FIRE scored another victory for free speech and academic freedom this week with its successful intervention on behalf of Kerry Laird, an instructor at Temple College (TX) who was ordered to remove a religiously themed cartoon and a quote from Friedrich Nietzsche translating to "God is dead" from his office door. Within half an hour of receiving FIRE’s letter, Temple College President Glenda O. Barron swiftly and commendably reversed the order and reaffirmed Laird’s constitutional rights at the public college.
Scott Jaschik, writing for Inside Higher Ed, ably captures both the gravity of the constitutional issues at stake at Temple and the absurdity of the college’s initial response. Jaschik opens, "Whether or not ‘God is dead,’ as Nietzsche famously argued in The Gay Science, the philosopher’s famous quote can once again be displayed on the doors of faculty offices at Temple College, in Texas." Jaschik goes on to note FIRE’s letter to the Temple administration pointing out their untenable position and, as we said in our letter, "the embarrassment of fighting against the Bill of Rights" sure to follow if they dug in their heels in the dispute. The Temple Daily Telegram also carries a compelling story on the incident and FIRE’s latest victory.
In the blogs, Todd Zywicki, writing for The Volokh Conspiracy, commends both FIRE’s decisive action and Temple’s principled volte-face; a blog hosted by the Dallas Morning News, as well as the Rational Review, also carry word of Temple’s reversal.

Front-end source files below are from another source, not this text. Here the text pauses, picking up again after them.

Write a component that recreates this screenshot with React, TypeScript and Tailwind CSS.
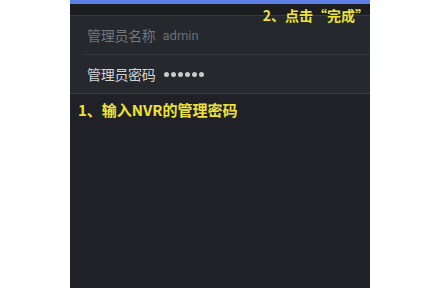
export default function App() {
  return (
    <div className="flex h-[288px] w-[428px] bg-white font-['Noto_Sans_CJK_SC','Noto_Sans',sans-serif]">
      <div className="relative ml-[70px] flex w-[300px] flex-col bg-[#1f2126]">
        <div className="h-[4px] bg-[#5b7fe4]" />
        <div className="h-[12px] border-b border-[#383b40] bg-[#1b1d21]" />
        <div className="bg-[#25282d]">
          <div className="ml-[13px] flex h-[39px] items-center gap-[7px] border-b border-[#34373c] pl-[4px] pt-[1px] text-[14px]">
            <span className="tracking-[-0.3px] text-[#73767b]">管理员名称</span>
            <span className="font-['Roboto',sans-serif] text-[13px] text-[#6a6d72]">admin</span>
          </div>
          <div className="flex h-[39px] items-center gap-[8px] border-b border-[#3a3d42] pl-[17px] text-[14px]">
            <span className="tracking-[-0.3px] text-[#d4d5d7]">管理员密码</span>
            <span className="flex gap-[2px]">
              {[0, 1, 2, 3, 4, 5].map((i) => (
                <span key={i} className="size-[5px] rounded-full bg-[#c9cacc]" />
              ))}
            </span>
          </div>
        </div>
        <div className="pl-[8px] pt-[6px] text-[15px] leading-[20px] font-bold text-[#eee23a]">1、输入NVR的管理密码</div>
        <div className="absolute right-[1px] top-[5px] text-[14px] leading-[20px] font-bold text-[#eee23a]">2、点击“完成”</div>
      </div>
    </div>
  );
}
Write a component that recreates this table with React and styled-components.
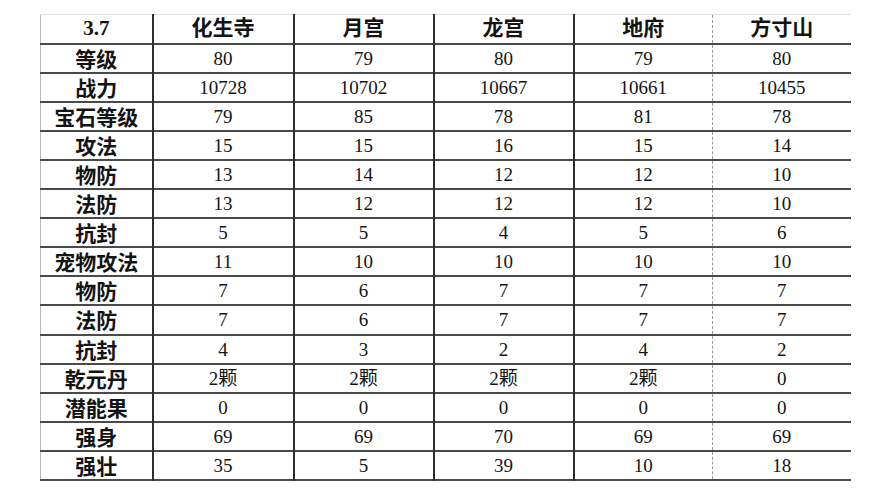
import React from "react";
import styled, { createGlobalStyle } from "styled-components";

const GlobalStyle = createGlobalStyle`
  html, body {
    margin: 0;
    padding: 0;
    background: #ffffff;
  }
`;

const Page = styled.main`
  width: 889px;
  height: 500px;
  padding: 14px 0 0 40px;
  box-sizing: border-box;
  background: #fff;
`;

const Table = styled.table`
  border-collapse: collapse;
  table-layout: fixed;
  width: 810px;
  color: #141414;
  border-top: 1px solid #e2e2e2;
  border-left: 1px solid #b8b8b8;
`;

const Row = styled.tr`
  height: 29.1px;
  border-bottom: 2px solid #4a4a4a;
`;

const Cell = styled.td`
  padding: 0;
  text-align: center;
  vertical-align: middle;
  font-family: "Liberation Serif", "Noto Sans CJK SC", serif;
  font-size: 19px;
  line-height: 1;
  border-right: ${({ $dashed, $last }) =>
    $last ? "none" : $dashed ? "1px dashed #9a9a9a" : "2px solid #2e2e2e"};
`;

const HeadCell = styled(Cell)`
  font-weight: 700;
  font-size: 21px;
`;

const LabelCell = styled(Cell)`
  font-family: "Noto Sans CJK SC", sans-serif;
  font-weight: 700;
  font-size: 21px;
`;

const widths = [112, 141, 140, 140, 139, 138];
const heads = ["3.7", "化生寺", "月宫", "龙宫", "地府", "方寸山"];

const rows = [
  ["等级", "80", "79", "80", "79", "80"],
  ["战力", "10728", "10702", "10667", "10661", "10455"],
  ["宝石等级", "79", "85", "78", "81", "78"],
  ["攻法", "15", "15", "16", "15", "14"],
  ["物防", "13", "14", "12", "12", "10"],
  ["法防", "13", "12", "12", "12", "10"],
  ["抗封", "5", "5", "4", "5", "6"],
  ["宠物攻法", "11", "10", "10", "10", "10"],
  ["物防", "7", "6", "7", "7", "7"],
  ["法防", "7", "6", "7", "7", "7"],
  ["抗封", "4", "3", "2", "4", "2"],
  ["乾元丹", "2颗", "2颗", "2颗", "2颗", "0"],
  ["潜能果", "0", "0", "0", "0", "0"],
  ["强身", "69", "69", "70", "69", "69"],
  ["强壮", "35", "5", "39", "10", "18"],
];

function App() {
  return (
    <Page>
      <GlobalStyle />
      <Table>
        <colgroup>
          {widths.map((w, i) => (
            <col key={i} style={{ width: w }} />
          ))}
        </colgroup>
        <thead>
          <Row>
            {heads.map((h, i) => (
              <HeadCell key={h} $dashed={i === 4} $last={i === 5}>
                {h}
              </HeadCell>
            ))}
          </Row>
        </thead>
        <tbody>
          {rows.map((r, ri) => (
            <Row key={ri}>
              {r.map((v, i) =>
                i === 0 ? (
                  <LabelCell key={i}>{v}</LabelCell>
                ) : (
                  <Cell key={i} $dashed={i === 4} $last={i === 5}>
                    {v}
                  </Cell>
                )
              )}
            </Row>
          ))}
        </tbody>
      </Table>
    </Page>
  );
}

export default App;
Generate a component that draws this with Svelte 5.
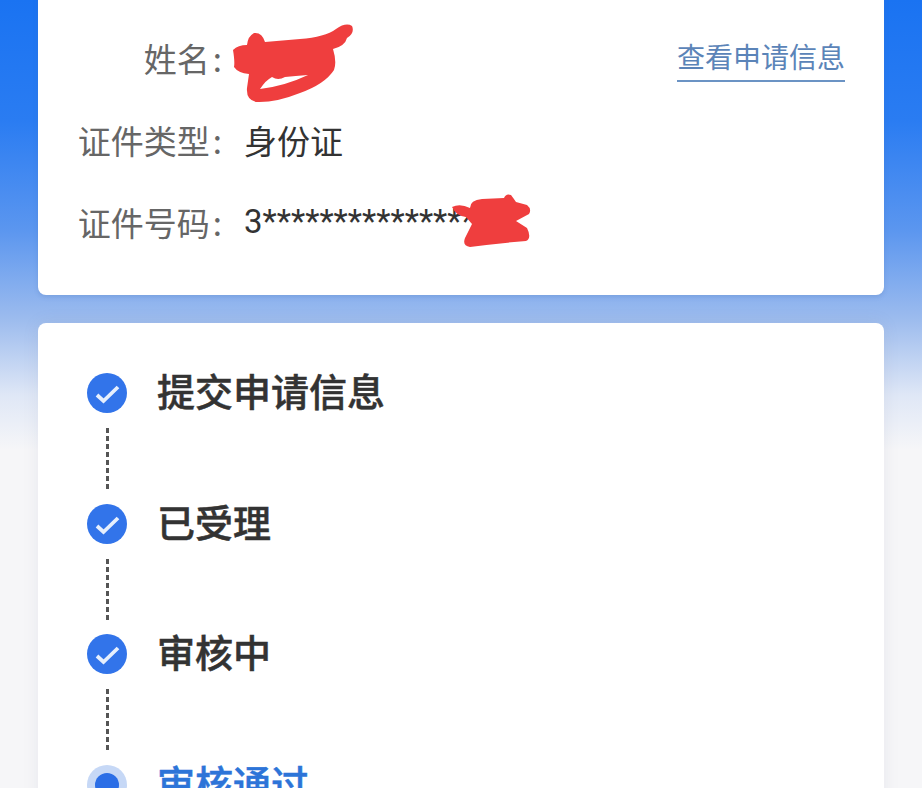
<script>
  const fields = [
    { label: '姓名', value: '' },
    { label: '证件类型', value: '身份证' },
    { label: '证件号码', value: '3***************' }
  ];

  const steps = [
    { title: '提交申请信息', done: true },
    { title: '已受理', done: true },
    { title: '审核中', done: true },
    { title: '审核通过', done: false }
  ];
</script>

<div class="page">
  <section class="card info">
    <a class="link" href="#apply">查看申请信息</a>
    {#each fields as field}
      <div class="row">
        <span class="label">{field.label}<span class="colon">:</span></span>
        <span class="value">{field.value}</span>
      </div>
    {/each}

    <svg class="scribbles" width="922" height="300" viewBox="0 0 922 300" aria-hidden="true">
      <path
        fill="#ef3e3e"
        fill-rule="evenodd"
        d="M233 50 Q238 45 247 45 Q248 36 254 33 Q262 32 265 42 L300 39 Q325 37 336 29 Q346 22 352 26 Q355 33 347 38 Q345 46 333 49 Q337 62 334 70 Q325 84 300 93 Q275 103 256 102 Q246 100 247 88 L249 74 Q238 73 234 67 Q235 62 233 50 Z M260 89 Q285 86 308 75 Q295 76 285 77 Q278 81 272 77 Q266 80 260 89 Z"
      />
      <path
        fill="#ef3e3e"
        d="M452 207 Q460 203 470 208 Q470 200 482 199 L504 198 Q506 193 511 195 Q514 199 516 202 L527 205 Q532 209 529 214 L516 221 L527 228 Q532 238 526 241 Q500 243 470 247 Q462 246 465 238 L472 224 L466 217 Q456 216 452 207 Z"
      />
    </svg>
  </section>

  <section class="card progress">
    {#each steps as step, i}
      <div class="step">
        <div class="track">
          {#if step.done}
            <svg class="dot" width="40" height="40" viewBox="0 0 40 40" aria-hidden="true">
              <circle cx="20" cy="20" r="20" fill="#3274ea" />
              <path d="M10 22 L16.5 28 L31 14" fill="none" stroke="#e6effd" stroke-width="3.8" />
            </svg>
          {:else}
            <span class="current"><span></span></span>
          {/if}
          {#if i < steps.length - 1}
            <span class="line"></span>
          {/if}
        </div>
        <h3 class:active={!step.done}>{step.title}</h3>
      </div>
    {/each}
  </section>
</div>

<style>
  :global(body) {
    margin: 0;
    overflow: hidden;
  }

  .page {
    height: 788px;
    overflow: hidden;
    padding: 0 38px;
    box-sizing: border-box;
    background: linear-gradient(180deg, #1a73f2 0, #2a7cf2 120px, #5b96ef 230px, #9dbcee 320px, #dfe7f6 395px, #f6f6f8 450px);
    font-family: 'Noto Sans CJK SC', 'Roboto', sans-serif;
  }

  .card {
    background: #fff;
    border-radius: 8px;
    position: relative;
  }

  .info {
    margin-top: -20px;
    padding: 39px 0 30px;
    box-shadow: 0 2px 4px rgba(70, 110, 180, 0.25);
  }

  .link {
    position: absolute;
    top: 56px;
    right: 39px;
    color: #5b84b8;
    font-size: 28px;
    line-height: 40px;
    padding-bottom: 4px;
    border-bottom: 2px solid #6b93c4;
    text-decoration: none;
  }

  .row {
    height: 82px;
    box-sizing: border-box;
    padding-bottom: 5px;
    display: flex;
    align-items: center;
    font-size: 33px;
  }

  .label {
    width: 184px;
    flex-shrink: 0;
    text-align: right;
    color: #666;
  }

  .colon {
    margin-left: 3px;
  }

  .value {
    margin-left: 22px;
    color: #333;
    font-family: 'Roboto', 'Noto Sans CJK SC', sans-serif;
    white-space: nowrap;
  }

  .scribbles {
    position: absolute;
    left: -38px;
    top: 20px;
    pointer-events: none;
  }

  .progress {
    margin-top: 28px;
    padding: 50px 0 0 49px;
    box-shadow: 0 0 16px rgba(120, 130, 160, 0.12);
  }

  .step {
    display: flex;
    align-items: flex-start;
    gap: 30px;
    height: 130.5px;
  }

  .track {
    width: 40px;
    display: flex;
    flex-direction: column;
    align-items: center;
  }

  .dot {
    display: block;
  }

  .current {
    width: 40px;
    height: 40px;
    border-radius: 50%;
    background: #c6d8f6;
    display: flex;
    align-items: center;
    justify-content: center;
  }

  .current span {
    width: 24px;
    height: 24px;
    border-radius: 50%;
    background: #2b6ee6;
  }

  .line {
    width: 3px;
    height: 62px;
    margin-top: 15px;
    background: repeating-linear-gradient(180deg, #555 0, #555 5px, transparent 5px, transparent 8px);
  }

  h3 {
    margin: 0;
    font-size: 38px;
    line-height: 34px;
    font-weight: 500;
    -webkit-text-stroke: 0.5px currentColor;
    color: #333;
  }

  h3.active {
    color: #2d74d8;
  }
</style>
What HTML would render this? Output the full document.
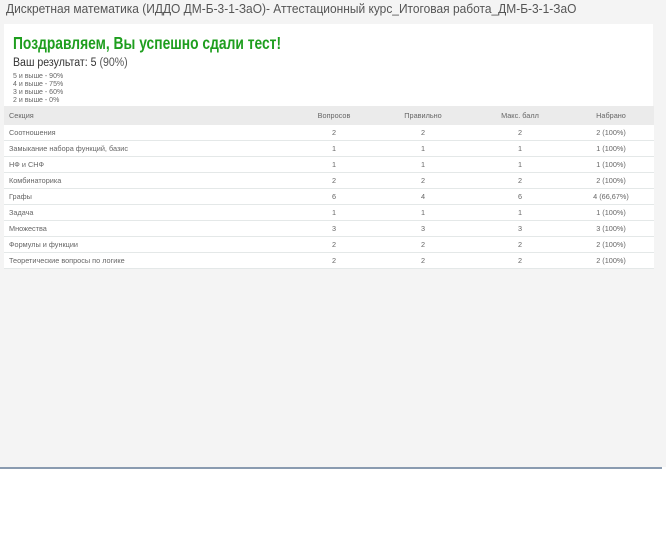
<!DOCTYPE html>
<html><head><meta charset="utf-8">
<style>
html,body{margin:0;padding:0}
body{width:666px;height:533px;background:#fff;font-family:"Liberation Sans",sans-serif;position:relative;overflow:hidden}
#gray{position:absolute;left:0;top:0;width:666px;height:467px;background:#f4f4f4}
#line{position:absolute;left:0;top:467px;width:662px;height:2px;background:#8a9bb0}
h1{position:absolute;left:6px;top:0;margin:0;font-size:13px;font-weight:normal;color:#555;line-height:18px;white-space:nowrap;transform:scaleX(0.92);transform-origin:0 0}
#card{position:absolute;left:4px;top:24px;width:649px;height:82px;background:#fff}
.t{position:absolute;left:9px;top:9px;font-size:17.5px;font-weight:bold;color:#1e9e1e;white-space:nowrap;transform:scaleX(0.79);transform-origin:0 0}
.r{position:absolute;left:9px;top:33px;font-size:11.5px;color:#333;white-space:nowrap;transform:scaleX(0.92);transform-origin:0 0}
.r span{color:#555}
.s{position:absolute;left:9px;top:49px;font-size:7px;line-height:8px;color:#666}
table{position:absolute;left:4px;top:106px;width:650px;border-collapse:collapse;font-size:7.3px;color:#666;background:#fff}
td,th{height:15px;padding:0;border-bottom:1px solid #e4e8e8;font-weight:normal;text-align:center}
th{background:#ebebeb;height:19px;border:none}
td:first-child,th:first-child{text-align:left;padding-left:5px;width:285px}
td:nth-child(2),th:nth-child(2){width:80px}
td:nth-child(3),th:nth-child(3){width:98px}
td:nth-child(4),th:nth-child(4){width:96px}
</style></head><body>
<div id="gray"></div><div id="line"></div>
<h1>Дискретная математика (ИДДО ДМ-Б-3-1-ЗаО)- Аттестационный курс_Итоговая работа_ДМ-Б-3-1-ЗаО</h1>
<div id="card">
<div class="t">Поздравляем, Вы успешно сдали тест!</div>
<div class="r">Ваш результат: 5 <span>(90%)</span></div>
<div class="s">5 и выше - 90%<br>4 и выше - 75%<br>3 и выше - 60%<br>2 и выше - 0%</div>
</div>
<table>
<tr><th>Секция</th><th>Вопросов</th><th>Правильно</th><th>Макс. балл</th><th>Набрано</th></tr>
<tr><td>Соотношения</td><td>2</td><td>2</td><td>2</td><td>2 (100%)</td></tr>
<tr><td>Замыкание набора функций, базис</td><td>1</td><td>1</td><td>1</td><td>1 (100%)</td></tr>
<tr><td>НФ и СНФ</td><td>1</td><td>1</td><td>1</td><td>1 (100%)</td></tr>
<tr><td>Комбинаторика</td><td>2</td><td>2</td><td>2</td><td>2 (100%)</td></tr>
<tr><td>Графы</td><td>6</td><td>4</td><td>6</td><td>4 (66,67%)</td></tr>
<tr><td>Задача</td><td>1</td><td>1</td><td>1</td><td>1 (100%)</td></tr>
<tr><td>Множества</td><td>3</td><td>3</td><td>3</td><td>3 (100%)</td></tr>
<tr><td>Формулы и функции</td><td>2</td><td>2</td><td>2</td><td>2 (100%)</td></tr>
<tr><td>Теоретические вопросы по логике</td><td>2</td><td>2</td><td>2</td><td>2 (100%)</td></tr>
</table>
</body></html>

FIRE’s speedy victory at Temple is a useful reminder of the ease with which countless colleges and universities can restore free expression on their campuses, and in doing so restore their good names in the academic community. Case in point: Brandeis University, which for more than a year now has refused to acknowledge its appalling treatment of Professor Donald Hindley. Daniel Ortner’s scathing column in The Brandeis Hoot illustrates in no uncertain terms the damage the administration’s actions have had on Brandeis’ public image and its ability to attract top students and faculty, noting in particular our full-page ad in U.S. News & World Report‘s current "America’s Best Colleges" issue. Be sure to read Ortner’s column in full; a single choice quote simply doesn’t do it justice.
Elsewhere, the launch of FIRE’s new journal, The Lantern, along with Adam’s in-depth article on the University of Delaware’s Reslife Program, continues to make waves, showing up most recently in a blog hosted by the Richmond Times-Dispatch and a number of other blogs, among them the aptly named Colleges to Avoid. And finally, an article in College News heavily features FIRE’s 2008 Policy Statement on Political Activity on Campus and FIRE’s help in securing the rights of political expression for tens of thousands of students and faculty at the University of Illinois and the University of Oklahoma, among other campuses. The timing of the article—published the day after America’s presidential election—serves as a reminder that while this historic election may be in the rear view mirror, our policy statement will serve as a helpful guide to political expression on campus for a long time to come.